Books about the Tiananmen Square massacre, Hong Kong protest movements, and other subjects deemed politically sensitive by Beijing have been removed from the former British colony’s public libraries in the lead-up to the 34th anniversary of the killings.
Hong Kong media have reported a marked increase in the number of book and documentary removals, which have been growing since the authoritarian clampdown on Hong Kong’s pro-democracy movement and the introduction of the national security law in 2020. It has resulted in a significant curtailing of political freedoms in the city and multiple arrests.
Late last month, the government’s audit commission report said the leisure and cultural services department, which operates Hong Kong’s libraries, needed to “step up efforts in examining library materials for safeguarding national security and taking follow-up actions”.
The report said Hong Kong Public Libraries had completed a preliminary review of books that focused on authors and publishers “suspected of publishing books on ‘Hong Kong independence’ previously”.
It said the review of titles, which began in 2021, was ongoing and unlikely to have a clear end date.
On Tuesday, Hong Kong media outlets reported the review appeared to have stripped from public shelves hundreds of books about the massacre of student protesters on 4 June 1989. Photon Media searched for 149 titles that were available in 2009 and found only four still listed.
Ming Pao reported that about 40% of politically themed books, magazines and videos available at the end of 2020 were gone, 96 of them removed this year. It said a number of documentaries, including by the public broadcaster RTHK, were also absent.
A Guardian search of the Hong Kong public libraries’ online catalogue returned some titles related to the Tiananmen massacre but most were shown to have “no lending copy available on shelf”. Four books on the “umbrella movement” protests were shown to have copies available.
“Books with content suspected of breaching the national security law or other local laws are removed immediately for a review,” a spokesperson for the leisure and cultural services department told the South China Morning Post.
Government figures have defended the targeting of books as safeguarding national security.
The Hong Kong chief executive, John Lee, said books were still available for purchase at private bookshops – a claim disputed by activists and residents, who noted that several bookshops have closed or removed sensitive books from their stock in fear of contravening the national security law. School libraries had already removed books deemed to be politically sensitive in the months after the introduction of the law.

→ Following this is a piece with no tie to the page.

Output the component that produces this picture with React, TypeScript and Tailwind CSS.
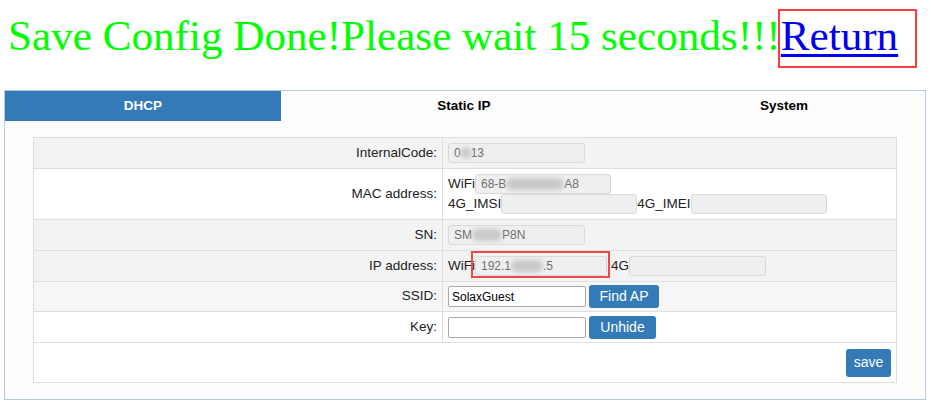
import React from 'react';

const field =
  'inline-flex items-center h-[20px] rounded-[3px] border border-[#d9d9d9] bg-[#efefef] px-[5px] text-[12px] text-[#6f6f6f] align-middle overflow-hidden whitespace-nowrap';

function Blur({ w }: { w: number }) {
  return (
    <span
      className="inline-block h-[12px] rounded-full bg-[#c9c9c9] blur-[2px]"
      style={{ width: w }}
    />
  );
}

function Label({ children }: { children: React.ReactNode }) {
  return (
    <td className="w-[409px] border-r border-[#dedede] pr-[5px] text-right align-middle">
      {children}
    </td>
  );
}

function BlueButton({ children, className = '' }: { children: React.ReactNode; className?: string }) {
  return (
    <button
      className={`rounded-[3px] bg-[#337ab7] text-white text-[14px] align-middle ${className}`}
    >
      {children}
    </button>
  );
}

export default function App() {
  return (
    <div className="w-[931px] h-[404px] bg-white overflow-hidden" style={{ fontFamily: '"Liberation Sans", Arial, sans-serif' }}>
      <div className="h-[90px] pl-[8px] pt-[14px] whitespace-nowrap">
        <span
          className="text-[43.15px] leading-[43px] text-[#00ff00]"
          style={{ fontFamily: '"Liberation Serif", "Times New Roman", serif' }}
        >
          Save Config Done!Please wait 15 seconds!!!
          <span className="relative">
            <a href="#" className="text-[#0000ee] underline decoration-[3px] underline-offset-[4px]">
              Return
            </a>
            <span className="absolute left-[-3px] top-[-3px] w-[139px] h-[59px] border-2 border-[#ff3b3b]" />
          </span>
        </span>
      </div>

      <div className="ml-[4px] w-[922px] h-[310px] border border-[#b3cae2] bg-[#fdfdfd]">
        <div className="flex h-[30px] text-[13.5px] font-bold">
          <div className="w-[276px] bg-[#337ab7] text-white flex items-center justify-center">DHCP</div>
          <div className="w-[366px] text-black flex items-center justify-center">Static IP</div>
          <div className="flex-1 text-black flex items-center justify-center pr-[4px]">System</div>
        </div>

        <div className="px-[28px] pt-[16px]">
          <table className="w-[864px] border-collapse border border-[#dedede] text-[13.5px] text-[#222]">
            <tbody>
              <tr className="h-[31px] bg-[#f3f3f3] border-b border-[#dedede]">
                <Label>InternalCode:</Label>
                <td className="pl-[5px]">
                  <span className={`${field} w-[137px]`}>
                    0<Blur w={10} />13
                  </span>
                </td>
              </tr>
              <tr className="h-[51px] bg-white border-b border-[#dedede]">
                <Label>MAC address:</Label>
                <td className="pl-[5px] leading-[20px]">
                  <div className="flex items-center">
                    WiFi
                    <span className={`${field} w-[136px]`}>
                      68-B<Blur w={58} />A8
                    </span>
                  </div>
                  <div className="flex items-center">
                    4G_IMSI
                    <span className={`${field} w-[136px]`} />
                    4G_IMEI
                    <span className={`${field} w-[136px]`} />
                  </div>
                </td>
              </tr>
              <tr className="h-[31px] bg-[#f3f3f3] border-b border-[#dedede]">
                <Label>SN:</Label>
                <td className="pl-[5px]">
                  <span className={`${field} w-[137px]`}>
                    SM<Blur w={30} />P8N
                  </span>
                </td>
              </tr>
              <tr className="h-[31px] bg-[#f3f3f3] border-b border-[#dedede]">
                <Label>IP address:</Label>
                <td className="pl-[5px]">
                  <div className="flex items-center">
                    WiFi
                    <span className="relative inline-flex">
                      <span className={`${field} w-[132px]`}>
                        192.1<Blur w={32} />.5
                      </span>
                      <span className="absolute left-[-4px] top-[-5px] w-[139px] h-[27px] border-2 border-[#f04848]" />
                    </span>
                    <span className="ml-[4px]">4G</span>
                    <span className={`${field} w-[137px]`} />
                  </div>
                </td>
              </tr>
              <tr className="h-[30px] bg-[#f6f6f6] border-b border-[#dedede]">
                <Label>SSID:</Label>
                <td className="pl-[5px]">
                  <div className="flex items-center">
                    <span className="inline-flex items-center h-[21px] w-[138px] rounded-[2px] border border-[#a9a9a9] bg-white px-[3px] text-[12px] text-black">
                      SolaxGuest
                    </span>
                    <BlueButton className="ml-[3px] w-[70px] h-[23px]">Find AP</BlueButton>
                  </div>
                </td>
              </tr>
              <tr className="h-[31px] bg-white border-b border-[#dedede]">
                <Label>Key:</Label>
                <td className="pl-[5px]">
                  <div className="flex items-center">
                    <span className="inline-flex h-[21px] w-[138px] rounded-[2px] border border-[#a9a9a9] bg-white" />
                    <BlueButton className="ml-[3px] w-[67px] h-[23px]">Unhide</BlueButton>
                  </div>
                </td>
              </tr>
              <tr className="h-[40px] bg-white">
                <td colSpan={2} className="pr-[5px] text-right">
                  <BlueButton className="w-[45px] h-[28px]">save</BlueButton>
                </td>
              </tr>
            </tbody>
          </table>
        </div>
      </div>
    </div>
  );
}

“What libraries need to do is ensure that books that may not be suitable for circulation, that they have to do their duties,” Hong Kong’s secretary for security, Chris Tang, said on Tuesday.
“The principles we use, which I support, is first if all to ensure there is no breach of any laws in Hong Kong, including of course copyright etcetera, and also if they spread any kind of messages that are not in the interest of Hong Kong.”

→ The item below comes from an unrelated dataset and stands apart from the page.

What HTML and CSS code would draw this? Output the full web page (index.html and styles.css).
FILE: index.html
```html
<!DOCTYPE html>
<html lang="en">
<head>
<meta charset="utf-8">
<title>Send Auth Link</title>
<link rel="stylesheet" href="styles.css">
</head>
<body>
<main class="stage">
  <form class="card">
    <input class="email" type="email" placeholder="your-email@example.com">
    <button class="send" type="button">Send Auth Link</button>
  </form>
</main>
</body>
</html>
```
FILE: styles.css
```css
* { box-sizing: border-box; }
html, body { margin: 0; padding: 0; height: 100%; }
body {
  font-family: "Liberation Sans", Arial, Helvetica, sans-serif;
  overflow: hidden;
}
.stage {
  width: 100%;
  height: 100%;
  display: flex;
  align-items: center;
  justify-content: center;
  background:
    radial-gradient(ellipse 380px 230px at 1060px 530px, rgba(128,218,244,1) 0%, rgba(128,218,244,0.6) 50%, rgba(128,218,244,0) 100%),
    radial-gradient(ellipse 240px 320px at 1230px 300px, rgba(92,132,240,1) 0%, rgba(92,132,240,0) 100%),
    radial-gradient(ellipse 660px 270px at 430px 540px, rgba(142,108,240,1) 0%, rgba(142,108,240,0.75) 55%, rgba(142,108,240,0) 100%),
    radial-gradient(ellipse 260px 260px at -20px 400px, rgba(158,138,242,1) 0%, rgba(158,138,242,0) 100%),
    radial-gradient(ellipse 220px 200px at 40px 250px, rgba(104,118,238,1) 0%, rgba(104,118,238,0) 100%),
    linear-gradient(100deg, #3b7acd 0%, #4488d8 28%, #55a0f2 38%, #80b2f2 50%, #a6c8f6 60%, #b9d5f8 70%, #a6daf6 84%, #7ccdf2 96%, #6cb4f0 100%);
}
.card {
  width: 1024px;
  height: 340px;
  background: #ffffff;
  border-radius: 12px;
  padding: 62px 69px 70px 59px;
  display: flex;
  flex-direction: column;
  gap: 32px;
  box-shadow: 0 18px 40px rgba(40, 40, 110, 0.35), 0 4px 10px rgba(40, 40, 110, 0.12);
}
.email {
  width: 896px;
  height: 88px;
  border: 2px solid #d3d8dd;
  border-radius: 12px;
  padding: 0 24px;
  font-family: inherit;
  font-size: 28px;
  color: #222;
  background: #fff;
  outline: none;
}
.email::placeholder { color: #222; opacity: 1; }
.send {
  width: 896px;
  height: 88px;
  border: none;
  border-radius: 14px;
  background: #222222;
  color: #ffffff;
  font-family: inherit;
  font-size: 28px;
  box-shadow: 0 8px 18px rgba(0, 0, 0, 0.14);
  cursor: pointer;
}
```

Tang said he was sure that “safeguarding national security is high on the agenda of each and every individual department and bureau”.
In 2021, Tang had said the cultural and media sectors were an emerging source of national security threats, where pro-independence activists might conduct “soft resistance”.
Government targeting of media and literature has continued, with one of the most notable examples being the conviction for sedition of five members of a physical therapists’ union over the publication of a children’s book.
The judge found that the book, which depicted sheep fleeing from invading wolves, aimed to incite hatred against China.
Late last month, Google revealed in its biannual report that the Hong Kong police had sought to have content related to the book taken off the internet because the court considered it to be “seditious”. Google refused.
Increasing censorship under the remit of the national security law has also targeted media outlets, cartoons, films, documentaries, and art exhibitions. In response, a growing number of international projects are archiving or publishing the targeted content.
Several are operating under the radar, according to one operator of a project receiving sensitive books donated by people Hong Kong for foreign redistribution. He said people passed books along from friend to friend, driven by a need to preserve titles and information about Hong Kong society and history.